● Problem details: From the records below, give the number of lines that contain the string "screenshot", without any other text.

--- Listed entries ---

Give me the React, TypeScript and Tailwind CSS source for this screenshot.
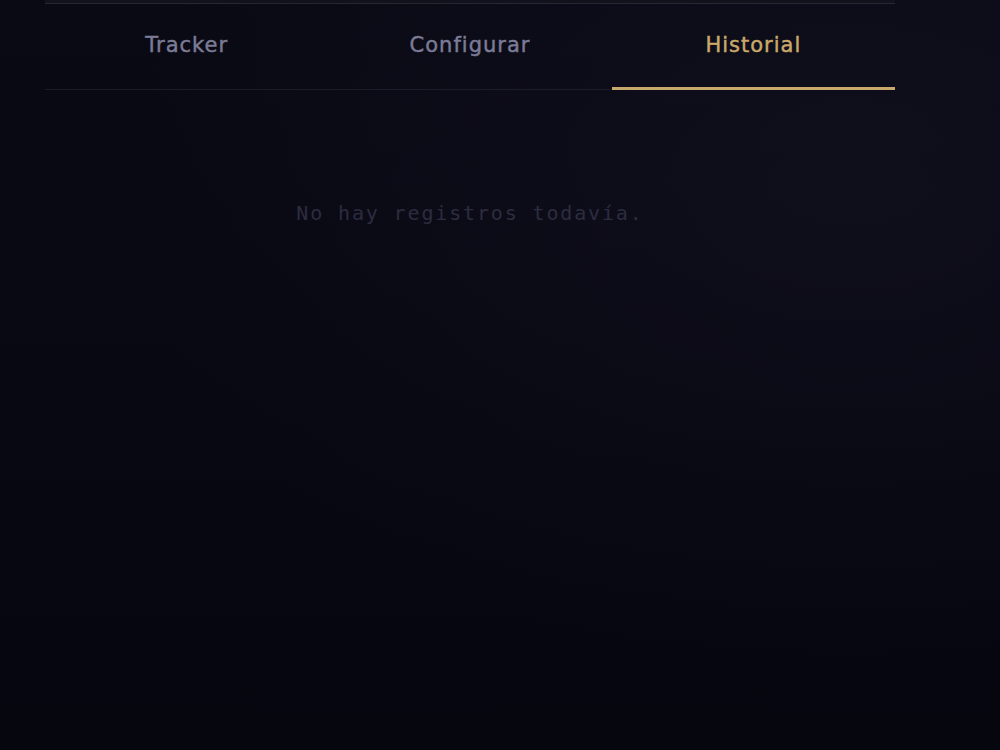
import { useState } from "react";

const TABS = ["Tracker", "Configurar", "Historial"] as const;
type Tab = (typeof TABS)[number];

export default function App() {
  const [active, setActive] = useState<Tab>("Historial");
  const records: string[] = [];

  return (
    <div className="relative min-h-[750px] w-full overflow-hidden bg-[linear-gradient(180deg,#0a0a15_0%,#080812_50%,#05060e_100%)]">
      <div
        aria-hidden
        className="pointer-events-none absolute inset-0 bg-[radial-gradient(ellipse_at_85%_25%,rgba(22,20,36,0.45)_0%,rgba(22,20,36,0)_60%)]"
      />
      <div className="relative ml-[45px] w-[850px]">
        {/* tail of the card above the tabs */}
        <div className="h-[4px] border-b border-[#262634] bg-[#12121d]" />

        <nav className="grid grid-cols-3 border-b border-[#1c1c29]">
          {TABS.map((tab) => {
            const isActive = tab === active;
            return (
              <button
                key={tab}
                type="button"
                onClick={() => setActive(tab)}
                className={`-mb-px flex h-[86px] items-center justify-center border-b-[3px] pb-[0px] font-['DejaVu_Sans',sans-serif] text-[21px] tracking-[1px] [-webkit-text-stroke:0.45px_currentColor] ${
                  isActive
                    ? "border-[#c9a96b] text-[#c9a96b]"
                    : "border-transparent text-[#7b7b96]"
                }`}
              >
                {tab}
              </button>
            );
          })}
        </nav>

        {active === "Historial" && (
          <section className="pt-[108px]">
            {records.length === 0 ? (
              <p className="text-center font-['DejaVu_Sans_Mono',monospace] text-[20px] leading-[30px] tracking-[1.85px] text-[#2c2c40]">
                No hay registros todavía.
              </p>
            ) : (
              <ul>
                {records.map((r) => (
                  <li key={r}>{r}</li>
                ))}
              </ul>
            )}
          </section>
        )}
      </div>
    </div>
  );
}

---
--- Listed entries ---

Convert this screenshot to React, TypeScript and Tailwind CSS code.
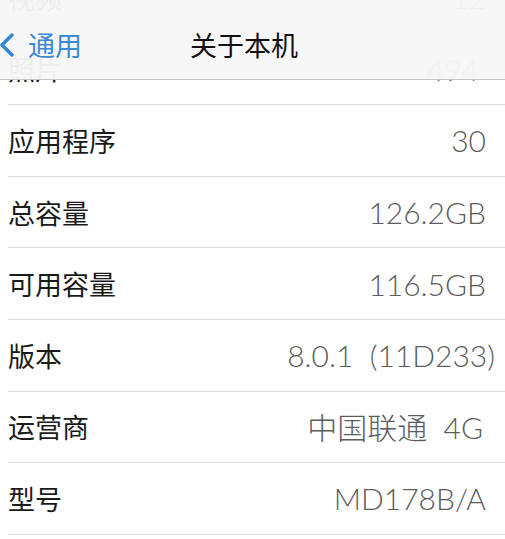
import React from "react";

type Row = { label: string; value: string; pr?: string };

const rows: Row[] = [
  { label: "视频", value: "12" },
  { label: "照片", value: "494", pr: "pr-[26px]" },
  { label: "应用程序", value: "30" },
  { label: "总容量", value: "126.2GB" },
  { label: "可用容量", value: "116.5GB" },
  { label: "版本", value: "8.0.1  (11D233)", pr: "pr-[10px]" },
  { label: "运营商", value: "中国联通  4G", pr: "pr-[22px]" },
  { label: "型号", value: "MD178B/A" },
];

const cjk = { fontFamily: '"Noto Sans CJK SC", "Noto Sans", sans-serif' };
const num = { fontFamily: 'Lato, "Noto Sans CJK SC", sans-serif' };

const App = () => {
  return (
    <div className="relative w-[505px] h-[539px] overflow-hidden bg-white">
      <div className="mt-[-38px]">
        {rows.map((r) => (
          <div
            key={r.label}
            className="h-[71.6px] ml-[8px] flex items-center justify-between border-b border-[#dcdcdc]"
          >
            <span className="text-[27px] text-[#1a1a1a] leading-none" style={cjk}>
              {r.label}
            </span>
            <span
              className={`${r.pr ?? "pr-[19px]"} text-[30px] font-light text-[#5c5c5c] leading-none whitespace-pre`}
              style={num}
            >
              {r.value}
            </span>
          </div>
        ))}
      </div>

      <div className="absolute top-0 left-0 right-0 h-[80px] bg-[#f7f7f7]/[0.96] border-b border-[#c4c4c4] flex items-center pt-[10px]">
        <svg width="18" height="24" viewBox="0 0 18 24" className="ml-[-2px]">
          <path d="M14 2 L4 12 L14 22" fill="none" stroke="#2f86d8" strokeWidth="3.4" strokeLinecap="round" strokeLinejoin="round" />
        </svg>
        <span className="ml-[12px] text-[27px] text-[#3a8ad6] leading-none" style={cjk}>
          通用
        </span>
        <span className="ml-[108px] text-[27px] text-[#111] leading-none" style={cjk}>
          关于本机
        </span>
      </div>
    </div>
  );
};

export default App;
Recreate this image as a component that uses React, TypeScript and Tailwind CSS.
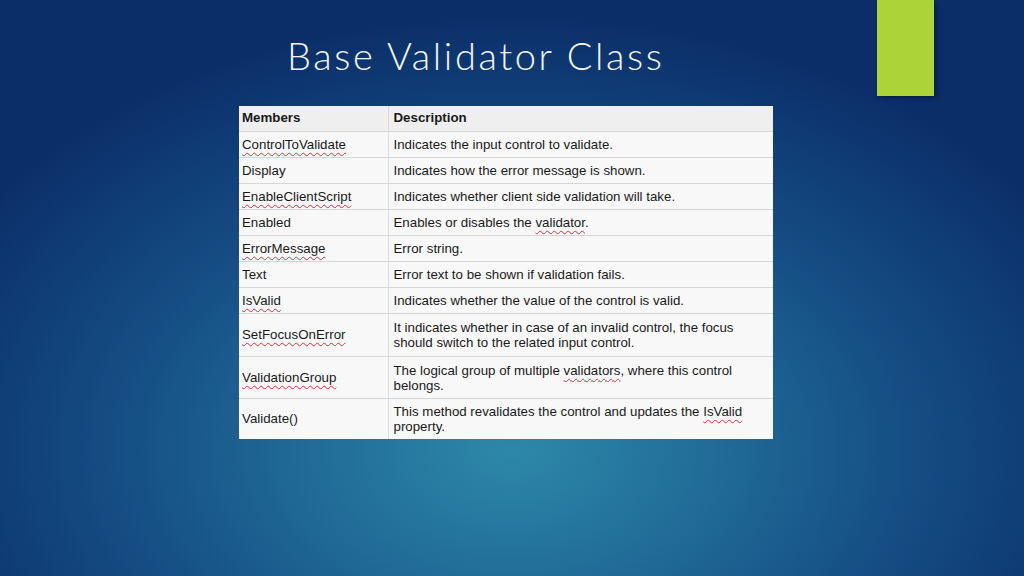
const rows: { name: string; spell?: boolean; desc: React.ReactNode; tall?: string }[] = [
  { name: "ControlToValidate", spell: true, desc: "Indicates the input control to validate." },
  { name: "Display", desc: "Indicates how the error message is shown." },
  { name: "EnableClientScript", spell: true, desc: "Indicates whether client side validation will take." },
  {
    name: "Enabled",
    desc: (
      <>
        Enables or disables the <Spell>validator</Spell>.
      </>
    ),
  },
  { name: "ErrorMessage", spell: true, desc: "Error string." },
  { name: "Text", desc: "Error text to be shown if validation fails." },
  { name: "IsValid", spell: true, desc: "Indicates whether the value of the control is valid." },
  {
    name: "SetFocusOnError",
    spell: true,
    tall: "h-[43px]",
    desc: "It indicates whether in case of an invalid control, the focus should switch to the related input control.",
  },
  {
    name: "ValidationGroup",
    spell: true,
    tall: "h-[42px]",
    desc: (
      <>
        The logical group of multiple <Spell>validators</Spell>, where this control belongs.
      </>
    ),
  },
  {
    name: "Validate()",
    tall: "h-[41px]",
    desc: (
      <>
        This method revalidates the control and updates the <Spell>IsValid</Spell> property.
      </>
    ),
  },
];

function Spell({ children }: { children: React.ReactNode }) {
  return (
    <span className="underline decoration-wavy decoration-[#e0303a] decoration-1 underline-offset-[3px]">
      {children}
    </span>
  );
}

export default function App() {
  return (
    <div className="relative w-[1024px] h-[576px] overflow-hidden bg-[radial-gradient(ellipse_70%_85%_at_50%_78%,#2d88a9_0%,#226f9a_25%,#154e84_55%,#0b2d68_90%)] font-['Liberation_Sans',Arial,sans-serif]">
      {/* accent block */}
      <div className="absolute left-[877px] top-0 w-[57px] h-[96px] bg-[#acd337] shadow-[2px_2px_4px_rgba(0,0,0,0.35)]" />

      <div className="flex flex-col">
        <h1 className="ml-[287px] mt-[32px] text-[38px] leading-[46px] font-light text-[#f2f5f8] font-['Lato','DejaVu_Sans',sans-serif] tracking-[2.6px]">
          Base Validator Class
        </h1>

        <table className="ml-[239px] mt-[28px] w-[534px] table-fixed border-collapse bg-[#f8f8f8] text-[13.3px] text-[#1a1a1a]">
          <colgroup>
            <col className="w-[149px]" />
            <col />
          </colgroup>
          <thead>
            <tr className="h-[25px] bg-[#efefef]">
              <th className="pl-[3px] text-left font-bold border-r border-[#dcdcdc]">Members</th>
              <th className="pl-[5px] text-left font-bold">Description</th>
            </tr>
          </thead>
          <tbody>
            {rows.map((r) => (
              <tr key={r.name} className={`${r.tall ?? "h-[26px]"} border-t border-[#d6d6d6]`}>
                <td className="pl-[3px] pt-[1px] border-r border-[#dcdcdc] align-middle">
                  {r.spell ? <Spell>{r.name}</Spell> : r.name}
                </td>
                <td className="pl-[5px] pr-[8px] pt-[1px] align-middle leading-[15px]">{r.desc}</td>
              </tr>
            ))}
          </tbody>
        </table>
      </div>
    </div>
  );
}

---

● Finished exercise: 2